▸ **The problem**
The data below should be restated word for word, with every picture omitted.

+ + + +

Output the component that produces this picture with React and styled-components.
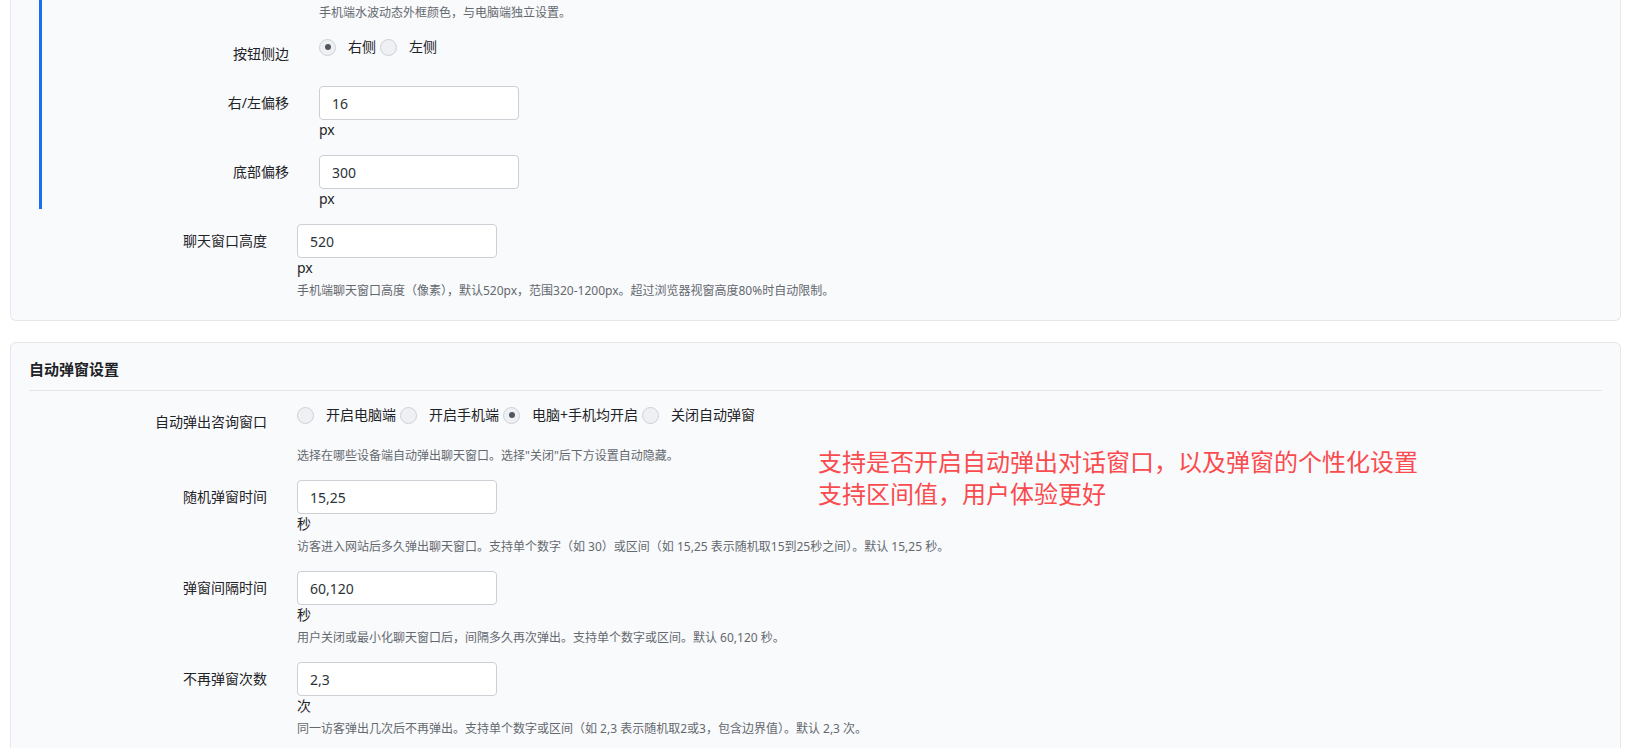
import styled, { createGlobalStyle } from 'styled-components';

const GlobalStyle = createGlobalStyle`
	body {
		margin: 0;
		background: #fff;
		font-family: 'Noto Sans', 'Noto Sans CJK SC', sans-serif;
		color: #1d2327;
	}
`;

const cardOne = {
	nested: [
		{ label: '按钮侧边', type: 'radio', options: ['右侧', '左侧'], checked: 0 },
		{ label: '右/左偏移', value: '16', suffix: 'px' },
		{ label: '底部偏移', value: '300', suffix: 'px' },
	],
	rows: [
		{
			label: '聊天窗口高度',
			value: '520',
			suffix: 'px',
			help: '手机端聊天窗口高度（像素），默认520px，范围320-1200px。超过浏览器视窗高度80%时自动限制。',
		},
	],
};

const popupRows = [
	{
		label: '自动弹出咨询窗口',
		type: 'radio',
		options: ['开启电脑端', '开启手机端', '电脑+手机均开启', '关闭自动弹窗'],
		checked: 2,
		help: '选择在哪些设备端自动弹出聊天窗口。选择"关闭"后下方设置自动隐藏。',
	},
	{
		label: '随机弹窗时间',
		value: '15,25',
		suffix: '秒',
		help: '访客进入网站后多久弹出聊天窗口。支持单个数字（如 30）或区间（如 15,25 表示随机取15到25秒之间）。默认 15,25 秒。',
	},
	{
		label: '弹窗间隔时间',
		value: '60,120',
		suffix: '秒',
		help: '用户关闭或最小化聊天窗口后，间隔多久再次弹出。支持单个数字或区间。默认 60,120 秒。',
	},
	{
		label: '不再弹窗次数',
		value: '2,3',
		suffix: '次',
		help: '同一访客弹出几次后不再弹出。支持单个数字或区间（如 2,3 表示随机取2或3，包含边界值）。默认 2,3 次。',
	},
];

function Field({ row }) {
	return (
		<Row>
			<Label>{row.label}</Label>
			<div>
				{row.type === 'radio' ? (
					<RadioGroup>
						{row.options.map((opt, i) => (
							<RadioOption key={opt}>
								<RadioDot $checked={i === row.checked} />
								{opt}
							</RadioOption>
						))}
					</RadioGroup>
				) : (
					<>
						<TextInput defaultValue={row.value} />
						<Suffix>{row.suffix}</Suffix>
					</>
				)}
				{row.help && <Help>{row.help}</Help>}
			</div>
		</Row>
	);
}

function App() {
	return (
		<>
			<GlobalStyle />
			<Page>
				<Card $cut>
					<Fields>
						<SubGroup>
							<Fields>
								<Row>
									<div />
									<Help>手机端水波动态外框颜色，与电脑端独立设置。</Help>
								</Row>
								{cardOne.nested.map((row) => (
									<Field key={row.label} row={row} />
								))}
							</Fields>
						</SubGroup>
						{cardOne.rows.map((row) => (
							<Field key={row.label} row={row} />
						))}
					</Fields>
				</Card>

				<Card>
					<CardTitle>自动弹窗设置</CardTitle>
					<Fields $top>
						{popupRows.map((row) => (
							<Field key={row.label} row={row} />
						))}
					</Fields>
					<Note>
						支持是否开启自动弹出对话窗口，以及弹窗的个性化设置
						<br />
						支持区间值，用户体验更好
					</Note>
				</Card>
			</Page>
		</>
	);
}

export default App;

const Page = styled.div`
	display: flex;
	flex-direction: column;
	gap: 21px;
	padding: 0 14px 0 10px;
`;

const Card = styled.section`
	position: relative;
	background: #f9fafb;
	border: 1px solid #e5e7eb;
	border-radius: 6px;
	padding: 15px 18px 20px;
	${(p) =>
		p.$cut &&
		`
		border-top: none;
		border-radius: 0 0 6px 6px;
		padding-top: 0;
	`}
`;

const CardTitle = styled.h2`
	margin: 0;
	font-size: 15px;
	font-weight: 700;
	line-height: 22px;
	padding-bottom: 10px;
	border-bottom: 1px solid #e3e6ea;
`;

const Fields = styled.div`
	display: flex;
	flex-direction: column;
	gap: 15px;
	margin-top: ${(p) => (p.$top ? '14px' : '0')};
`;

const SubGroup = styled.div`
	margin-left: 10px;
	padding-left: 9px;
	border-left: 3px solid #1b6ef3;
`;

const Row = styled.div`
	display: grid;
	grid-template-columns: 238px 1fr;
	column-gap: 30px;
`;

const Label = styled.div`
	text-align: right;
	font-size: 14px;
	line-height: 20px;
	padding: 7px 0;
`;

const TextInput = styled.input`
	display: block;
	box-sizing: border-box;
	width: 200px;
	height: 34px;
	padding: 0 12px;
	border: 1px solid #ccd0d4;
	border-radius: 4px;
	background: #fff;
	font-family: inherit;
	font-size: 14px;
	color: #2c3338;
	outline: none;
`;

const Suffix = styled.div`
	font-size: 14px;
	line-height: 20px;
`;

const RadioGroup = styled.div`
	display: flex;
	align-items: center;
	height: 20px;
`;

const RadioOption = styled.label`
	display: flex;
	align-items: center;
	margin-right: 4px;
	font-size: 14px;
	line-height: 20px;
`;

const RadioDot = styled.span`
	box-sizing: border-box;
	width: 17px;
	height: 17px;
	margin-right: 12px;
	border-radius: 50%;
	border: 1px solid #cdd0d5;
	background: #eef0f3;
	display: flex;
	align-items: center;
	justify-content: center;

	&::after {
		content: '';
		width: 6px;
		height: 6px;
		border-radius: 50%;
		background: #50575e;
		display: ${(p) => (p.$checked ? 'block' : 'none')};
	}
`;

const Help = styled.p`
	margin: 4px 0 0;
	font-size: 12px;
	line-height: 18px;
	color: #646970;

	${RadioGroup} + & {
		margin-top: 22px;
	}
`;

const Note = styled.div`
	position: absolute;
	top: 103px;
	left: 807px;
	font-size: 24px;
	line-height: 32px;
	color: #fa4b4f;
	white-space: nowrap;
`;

+ + + +

▸ **Result of the task**
Output the component that produces this picture with React and styled-components.
import styled, { createGlobalStyle } from 'styled-components';

const GlobalStyle = createGlobalStyle`
	body {
		margin: 0;
		background: #fff;
		font-family: 'Noto Sans', 'Noto Sans CJK SC', sans-serif;
		color: #1d2327;
	}
`;

const cardOne = {
	nested: [
		{ label: '按钮侧边', type: 'radio', options: ['右侧', '左侧'], checked: 0 },
		{ label: '右/左偏移', value: '16', suffix: 'px' },
		{ label: '底部偏移', value: '300', suffix: 'px' },
	],
	rows: [
		{
			label: '聊天窗口高度',
			value: '520',
			suffix: 'px',
			help: '手机端聊天窗口高度（像素），默认520px，范围320-1200px。超过浏览器视窗高度80%时自动限制。',
		},
	],
};

const popupRows = [
	{
		label: '自动弹出咨询窗口',
		type: 'radio',
		options: ['开启电脑端', '开启手机端', '电脑+手机均开启', '关闭自动弹窗'],
		checked: 2,
		help: '选择在哪些设备端自动弹出聊天窗口。选择"关闭"后下方设置自动隐藏。',
	},
	{
		label: '随机弹窗时间',
		value: '15,25',
		suffix: '秒',
		help: '访客进入网站后多久弹出聊天窗口。支持单个数字（如 30）或区间（如 15,25 表示随机取15到25秒之间）。默认 15,25 秒。',
	},
	{
		label: '弹窗间隔时间',
		value: '60,120',
		suffix: '秒',
		help: '用户关闭或最小化聊天窗口后，间隔多久再次弹出。支持单个数字或区间。默认 60,120 秒。',
	},
	{
		label: '不再弹窗次数',
		value: '2,3',
		suffix: '次',
		help: '同一访客弹出几次后不再弹出。支持单个数字或区间（如 2,3 表示随机取2或3，包含边界值）。默认 2,3 次。',
	},
];

function Field({ row }) {
	return (
		<Row>
			<Label>{row.label}</Label>
			<div>
				{row.type === 'radio' ? (
					<RadioGroup>
						{row.options.map((opt, i) => (
							<RadioOption key={opt}>
								<RadioDot $checked={i === row.checked} />
								{opt}
							</RadioOption>
						))}
					</RadioGroup>
				) : (
					<>
						<TextInput defaultValue={row.value} />
						<Suffix>{row.suffix}</Suffix>
					</>
				)}
				{row.help && <Help>{row.help}</Help>}
			</div>
		</Row>
	);
}

function App() {
	return (
		<>
			<GlobalStyle />
			<Page>
				<Card $cut>
					<Fields>
						<SubGroup>
							<Fields>
								<Row>
									<div />
									<Help>手机端水波动态外框颜色，与电脑端独立设置。</Help>
								</Row>
								{cardOne.nested.map((row) => (
									<Field key={row.label} row={row} />
								))}
							</Fields>
						</SubGroup>
						{cardOne.rows.map((row) => (
							<Field key={row.label} row={row} />
						))}
					</Fields>
				</Card>

				<Card>
					<CardTitle>自动弹窗设置</CardTitle>
					<Fields $top>
						{popupRows.map((row) => (
							<Field key={row.label} row={row} />
						))}
					</Fields>
					<Note>
						支持是否开启自动弹出对话窗口，以及弹窗的个性化设置
						<br />
						支持区间值，用户体验更好
					</Note>
				</Card>
			</Page>
		</>
	);
}

export default App;

const Page = styled.div`
	display: flex;
	flex-direction: column;
	gap: 21px;
	padding: 0 14px 0 10px;
`;

const Card = styled.section`
	position: relative;
	background: #f9fafb;
	border: 1px solid #e5e7eb;
	border-radius: 6px;
	padding: 15px 18px 20px;
	${(p) =>
		p.$cut &&
		`
		border-top: none;
		border-radius: 0 0 6px 6px;
		padding-top: 0;
	`}
`;

const CardTitle = styled.h2`
	margin: 0;
	font-size: 15px;
	font-weight: 700;
	line-height: 22px;
	padding-bottom: 10px;
	border-bottom: 1px solid #e3e6ea;
`;

const Fields = styled.div`
	display: flex;
	flex-direction: column;
	gap: 15px;
	margin-top: ${(p) => (p.$top ? '14px' : '0')};
`;

const SubGroup = styled.div`
	margin-left: 10px;
	padding-left: 9px;
	border-left: 3px solid #1b6ef3;
`;

const Row = styled.div`
	display: grid;
	grid-template-columns: 238px 1fr;
	column-gap: 30px;
`;

const Label = styled.div`
	text-align: right;
	font-size: 14px;
	line-height: 20px;
	padding: 7px 0;
`;

const TextInput = styled.input`
	display: block;
	box-sizing: border-box;
	width: 200px;
	height: 34px;
	padding: 0 12px;
	border: 1px solid #ccd0d4;
	border-radius: 4px;
	background: #fff;
	font-family: inherit;
	font-size: 14px;
	color: #2c3338;
	outline: none;
`;

const Suffix = styled.div`
	font-size: 14px;
	line-height: 20px;
`;

const RadioGroup = styled.div`
	display: flex;
	align-items: center;
	height: 20px;
`;

const RadioOption = styled.label`
	display: flex;
	align-items: center;
	margin-right: 4px;
	font-size: 14px;
	line-height: 20px;
`;

const RadioDot = styled.span`
	box-sizing: border-box;
	width: 17px;
	height: 17px;
	margin-right: 12px;
	border-radius: 50%;
	border: 1px solid #cdd0d5;
	background: #eef0f3;
	display: flex;
	align-items: center;
	justify-content: center;

	&::after {
		content: '';
		width: 6px;
		height: 6px;
		border-radius: 50%;
		background: #50575e;
		display: ${(p) => (p.$checked ? 'block' : 'none')};
	}
`;

const Help = styled.p`
	margin: 4px 0 0;
	font-size: 12px;
	line-height: 18px;
	color: #646970;

	${RadioGroup} + & {
		margin-top: 22px;
	}
`;

const Note = styled.div`
	position: absolute;
	top: 103px;
	left: 807px;
	font-size: 24px;
	line-height: 32px;
	color: #fa4b4f;
	white-space: nowrap;
`;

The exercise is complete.